The pedicabs will operate from 10 a.m. until 2 a.m. Those hours may vary, depending on which events are going on downtown on particular days. But Sawyer felt the rickshaws would be busy every weekday during the lunch hour taking passengers from their worksites to restaurants and back. He also said pedicabs are likely to be in demand when the nightspots close. He felt having that option for bar patrons will provide them with a sense of security late at night by giving them a safe way to get back to their cars.

“That is one of our selling points,” said Sawyer.

Sawyer said the idea behind Grand Rapids Pedicab came to him and Chatman after they spent an evening downtown and wondered out loud what was missing in the district. Sawyer then remembered a visit to Chicago with his wife and kids. After a day’s worth of taking in the sights in downtown Chicago, they were too tired to walk back to their car and decided to try a pedicab for the first time.

“So we hopped on a rickshaw that took us to where we parked. I saw all these people walking back and forth through the downtown area in numbers, and I was looking at the streets and thought, ‘Wow, the rickshaw service is great here because it is a fun ride,’” he said.

Sawyer said he and Chatman saw some similarities between Grand Rapids and downtown Chicago and those comparisons gave them an impression that the cabs would do well here.

“People do like to get from Point A to Point B kind of fast at times. Finding parking downtown is not like a real easy thing; you have to park a few blocks away from where you’re going. That is where it originated from — from just being downtown and wondering why it wouldn’t work down here,” he said.

“From there, we talked with area businessmen, and they liked the idea of pedicabs because during lunch time they like people not to just stay in the area where they work. They’d like to see them branch out to other areas of downtown. They can hop on a pedicab and get to the restaurants in a faster fashion and get back to work.”

Sawyer said he and Chatman have been friends for at least the past 15 years. Sawyer is a barber by trade and they first met when he cut Chatman’s hair. They always seemed to talk about business at every appointment, and it didn’t take very long for them to realize that their thoughts ran along the same lines. Sawyer still cuts hair at the Turning Heads Salon at 1221 Madison Ave. SE. Chatman sells cars for Toyota of Grand Rapids at 2555 28th St. SW.

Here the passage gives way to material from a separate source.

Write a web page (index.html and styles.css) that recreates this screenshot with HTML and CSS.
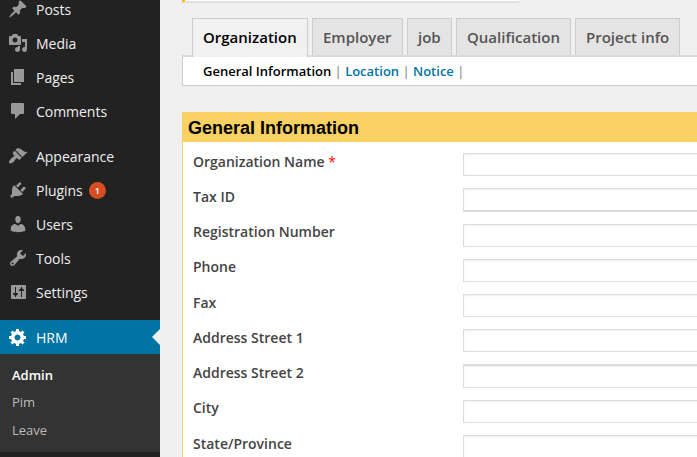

Once Chatman and Sawyer get the rickshaws rolling, their plan is to keep their drivers peddling for as long as they can until the weather forces them to stop.

“It’s going to be all-year-round, depending on how the snow runs. Usually the cabs run nine to 10 months out of the year,” said Sawyer. “In Denver, they run all-year round, depending on how deep the snow gets. But usually the snow downtown is pretty good with the way the streets are cleared.”